Nakedness
The Rev. Chris Bowhay asked in his sermon yesterday morning, “Mary went to the tomb and was weeping when she couldn’t find the body of her Lord. Why didn’t Mary recognize Jesus, thinking instead that He was the gardner?”
I guess I’d always dismissed this passage as Mary being too distraught with grief to think straight, or maybe Jesus had been disfigured beyond recognition by the crucifixion.
But Rev. Bowhay shared with us that in those days it wouldn’t be unusual for a gardner and other blue collar workers like fishermen to work naked as they wouldn’t want to spoil their clothes with their heavy toil. Mary wouldn’t have been surprised with an encounter with a naked man; it would have been commonplace for the laborers of the day.
“What if Jesus presented himself to Mary as a naked man?” After all, the linen clothes were still laid in the tomb.
Rev. Bowhay then asked, “Who else do we see naked?”
“Adam. In the Garden of Eden.”
In Genesis 2:25, we first hear, “Adam and his wife were both naked, and they felt no shame.” But after sinning against God, it is a different story: “At that moment their eyes were opened, and they suddenly felt shame at their nakedness. So they sewed fig leaves together to cover themselves.” (Genesis 3:7)
Just as Adam brought sin into the world, Jesus brings us a new beginning.
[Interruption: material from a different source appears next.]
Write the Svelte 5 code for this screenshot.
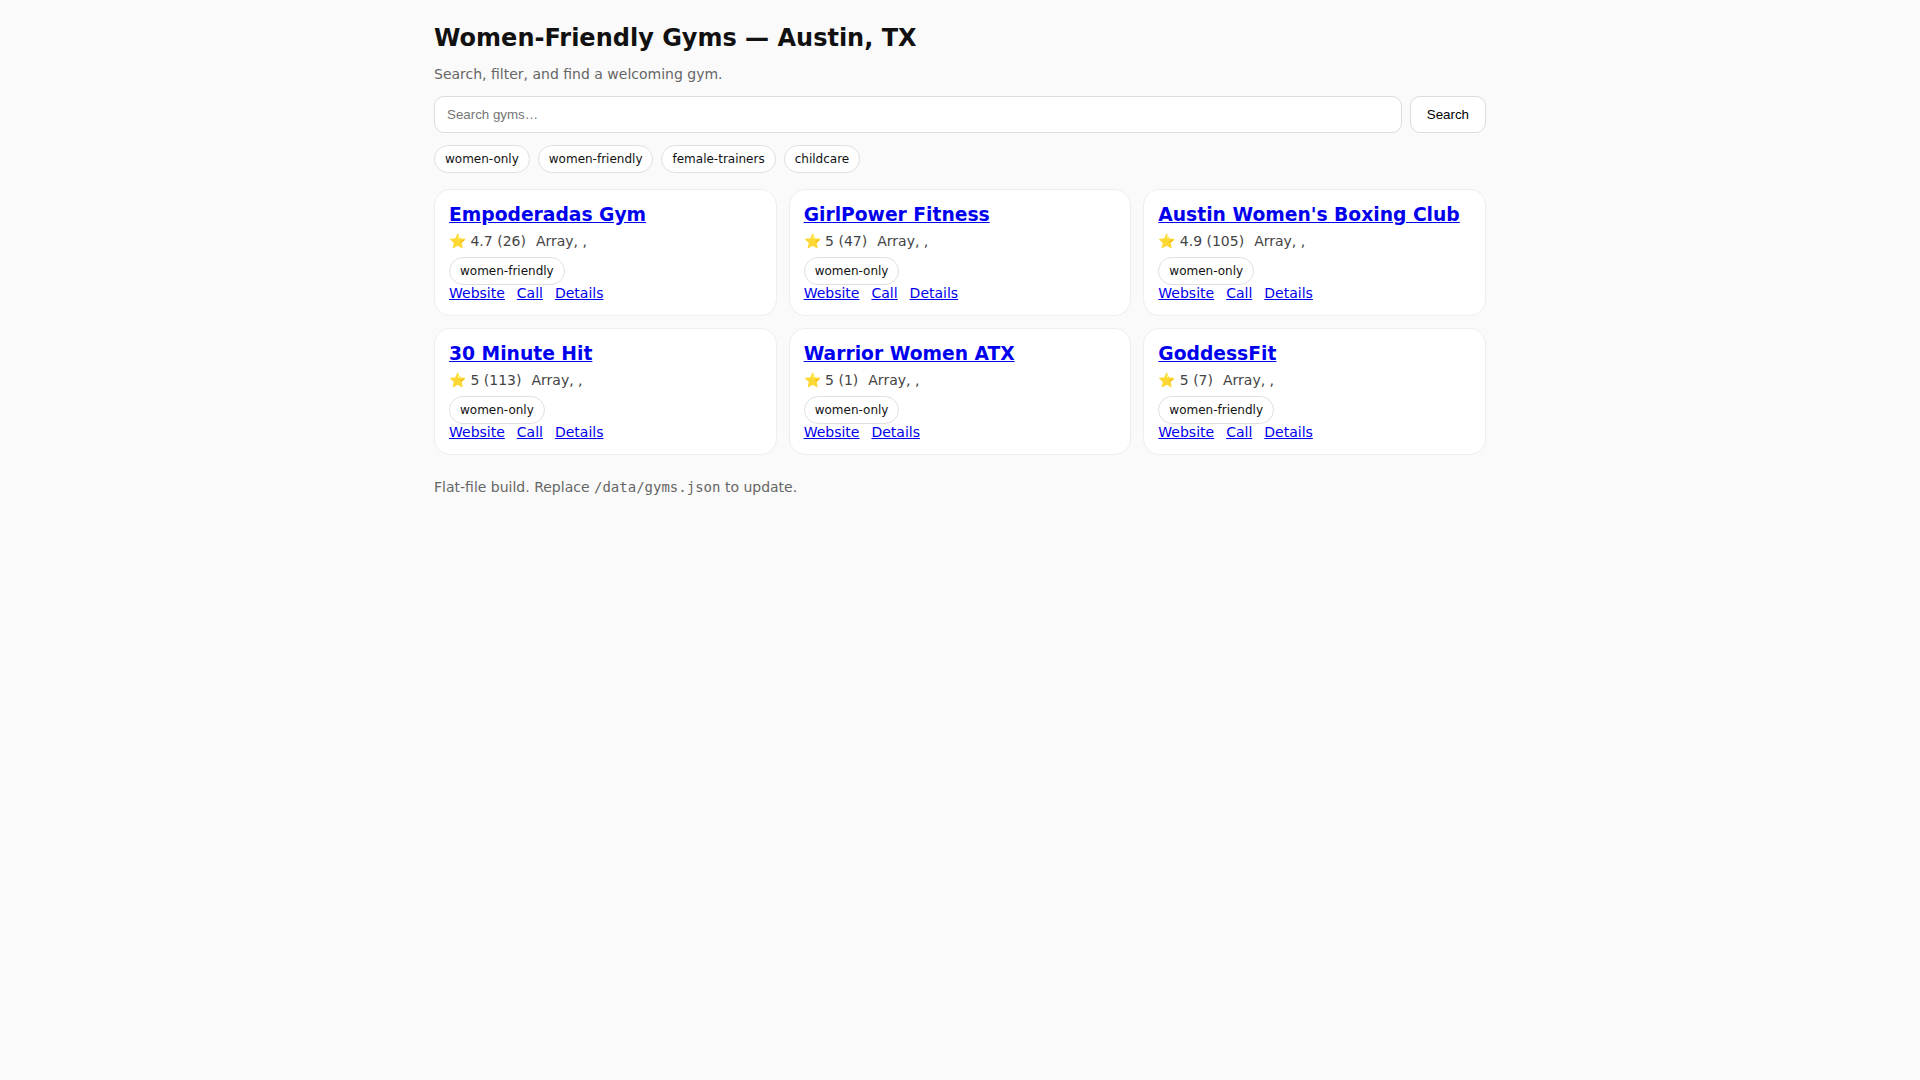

In 1 Corinthians 15:45 we read: “So it is written: “The first man Adam became a living being” the last Adam, a life-giving spirit.”
It is only in our shame and nakedness that we understand sin and only then can we begin to appreciate the new life that Jesus gives us.
And what of Mary?
Mary represents Eve, the church and all of us who are seeking a new life.
All Jesus had to do was to speak her name, “Mary”, and then she recognized her Lord!
Jesus brings us this new life, when, like Mary, we seek out the new gardner to cultivate our new life.